Hi...I remember reading a post somewhere about the importance of what colour the fish waste is but after doing a search (on the forum ..not the waste lol) i cant find it. I have noticed that one of my mollies has white poo but i cant remember what the meaning of it was. Thanx in advance.


----------



## Damon (Jan 18, 2005)

It COULD mean internal parasites but that is jumping the gun. What are you feeding? Daphnia and the like will cause white poo if fed by itself. Try feeding something like lettuce and see what color the poo is. If it is greenish, it was just hi/her diet. If it is still white, pepso makes a medicated food for ridding fish of parasites. It is contagious so I wouldn't isolate him/her but rather feed the whole tank.


----------



## Arlene (May 20, 2005)

I feed a mixture of freeze dried blood worm/pellet food/tropical flake food/ vegetarian flake food. The fish in question doesnt look too good either her body is quite arched with clamped fins. She is swimming about ok with the other fish. I am treating the tank just now for ich although i dont notice an outbreak on her yet but she is dalmation so it would be hard to see anyway.


----------



## Damon (Jan 18, 2005)

What are the water parameters?


----------



## Arlene (May 20, 2005)

Hi...I just did a water check and everything seems fine..PH: 7.0 nitrates:0.3


----------



## fishboy (Feb 26, 2005)

sry t osay but my pet is internal parasites.


----------



## Arlene (May 20, 2005)

Hi...Thanx all for the replies but i lost the fish this morning. I am quite upset about it as i feel i should have noticed her discomfort before now and i didnt get the chance to try and cure her. I am going to go and try and find something today so my other fish have a better chance.


----------



## Arlene (May 20, 2005)

Ok..I went to the fish shop today and i told the assistant about the fish and that it may be internal parasites, they gave me Methylene Blue. This afternoon i put the liquid into the tank and it turned the water bright blue. I was told this so i was prepared for it happening, but im still really scared that it has a negative result on the fish. The water is a deep blue colour. 
Different i suppose.!!
Heres hoping it will work.


----------



## TheOldSalt (Jan 28, 2005)

They gave you meth blue for internal worms?
unfreakinbelieveable. See? This is what I was talking about last week...some stores simply have no business being in this business.

Feed them Jungle's "Pepso food" and/or dose 'em with "Prazi-Pro" to actually cure the problem. By the way, the methblue will very possibly stain the sealant in your tank permanently bright blue


----------



## Beerleader (May 31, 2005)

I've seen my young arrowana have a white colored poo before does that mean he has parasites?

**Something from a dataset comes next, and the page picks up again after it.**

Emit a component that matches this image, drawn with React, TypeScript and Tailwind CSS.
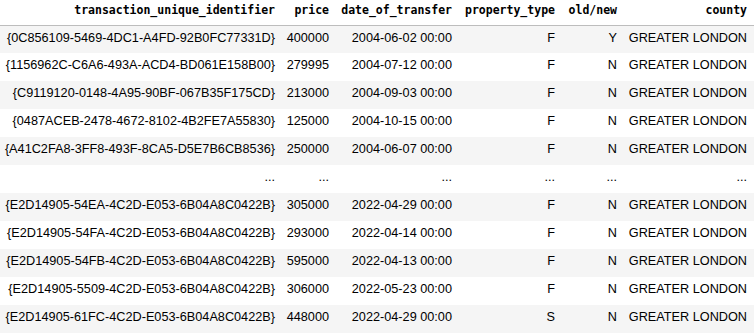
import React from 'react';

/*
    DataFrame preview table
*/
type Row = string[];

const columns: { name: string; width: string }[] = [
    { name: "transaction_unique_identifier", width: "w-[282px]" },
    { name: "price", width: "w-[54px]" },
    { name: "date_of_transfer", width: "w-[123px]" },
    { name: "property_type", width: "w-[103px]" },
    { name: "old/new", width: "w-[62px]" },
    { name: "county", width: "w-[130px]" },
];

const rows: Row[] = [
    ["{0C856109-5469-4DC1-A4FD-92B0FC77331D}", "400000", "2004-06-02 00:00", "F", "Y", "GREATER LONDON"],
    ["{1156962C-C6A6-493A-ACD4-BD061E158B00}", "279995", "2004-07-12 00:00", "F", "N", "GREATER LONDON"],
    ["{C9119120-0148-4A95-90BF-067B35F175CD}", "213000", "2004-09-03 00:00", "F", "N", "GREATER LONDON"],
    ["{0487ACEB-2478-4672-8102-4B2FE7A55830}", "125000", "2004-10-15 00:00", "F", "N", "GREATER LONDON"],
    ["{A41C2FA8-3FF8-493F-8CA5-D5E7B6CB8536}", "250000", "2004-06-07 00:00", "F", "N", "GREATER LONDON"],
    ["...", "...", "...", "...", "...", "..."],
    ["{E2D14905-54EA-4C2D-E053-6B04A8C0422B}", "305000", "2022-04-29 00:00", "F", "N", "GREATER LONDON"],
    ["{E2D14905-54FA-4C2D-E053-6B04A8C0422B}", "293000", "2022-04-14 00:00", "F", "N", "GREATER LONDON"],
    ["{E2D14905-54FB-4C2D-E053-6B04A8C0422B}", "595000", "2022-04-13 00:00", "F", "N", "GREATER LONDON"],
    ["{E2D14905-5509-4C2D-E053-6B04A8C0422B}", "306000", "2022-05-23 00:00", "F", "N", "GREATER LONDON"],
    ["{E2D14905-61FC-4C2D-E053-6B04A8C0422B}", "448000", "2022-04-29 00:00", "S", "N", "GREATER LONDON"],
];

export default function App() {
    return (
        <div className="w-[754px] h-[334px] overflow-hidden bg-white text-black">
            <table className="table-fixed border-collapse w-[754px]">
                <thead>
                    <tr className="h-[25px] border-b border-[#bdbdbd]">
                        {columns.map((col) => (
                            <th
                                key={col.name}
                                className={`${col.width} text-right align-top pt-[2px] pr-[7px] pl-0 font-bold text-[11.5px] leading-[16px] font-['DejaVu_Sans_Mono','Liberation_Mono',monospace] whitespace-nowrap`}
                            >
                                {col.name}
                            </th>
                        ))}
                    </tr>
                </thead>
                <tbody>
                    {rows.map((row, i) => (
                        <tr key={i} className={i % 2 === 0 ? "h-[28px] bg-[#f5f5f5]" : "h-[28px] bg-white"}>
                            {row.map((cell, j) => (
                                <td
                                    key={j}
                                    className="text-right align-top pt-[4px] pr-[7px] pl-0 text-[12.7px] leading-[16px] font-['Liberation_Sans',Arial,sans-serif] whitespace-nowrap"
                                >
                                    {cell}
                                </td>
                            ))}
                        </tr>
                    ))}
                </tbody>
            </table>
        </div>
    );
}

Well I'm not sure but I think that big white chunky thing I sucked up in the vacuum was poo...so if it is..is that bad? should I treat him for parasites? He eats constantly and is growing like crazy so doesn't act sick but if he is I wanna catch it now! Thanks...everything I see freaks me out...sometimes I think this forum makes me a hypo lol  but its better to be safe than sorry  thanks for any help!


----------



## TheOldSalt (Jan 28, 2005)

No, it doesn't necessarily mean that it has parasites. If the white is a regular thing, then you might have a problem, but it the fish is growing well and acting normally and the white is only rare, then you might not have a problem.


----------



## Arlene (May 20, 2005)

OldSalt i myself thought it curious that this is what was recommended as i read the box and it only mentioned parasites..not (internal parasites)..i usually speak to an older chap in the store and he seems really clued up about fish but he wasnt in so i got a younger bloke who (thought) he was clued up. I will go today and get some pepso food and pull up the younger bloke if i see him!! The shop is petsathome and have a huge selection of fish stuff so i think they should have it. Thanx again for your help!!


----------



## Beerleader (May 31, 2005)

Thanks Oldsalt I appreciate it! I'll keep an eye on him to see  But if he grows any faster I might die hehehe I assume he's in good shape consider his eating and growth but I do remember seeing that when I first got him and I worried a bit, so I will keep an eye out to make sure! Thanks again!


----------



## TheOldSalt (Jan 28, 2005)

Predator fish like arrowanas tend to poo white after eating a big meal of fish, since the leftover bones of the foodfish go through as a white paste. As long as everything else seems normal, there is usually little to worry about in such cases.


----------



## Beerleader (May 31, 2005)

Good I am glad you said that because I noticed it mostly when I got him and they had him on pretty much all live food, at least he had guppies in his tank everywhere. And when I got him I kind of had to teach him to eat other stuff by not allowing him guppies 24/7. And when he eats krill/crickets etc...his poo is normal. So I think you are right  and I totally appreciate it! I am a worrywart


----------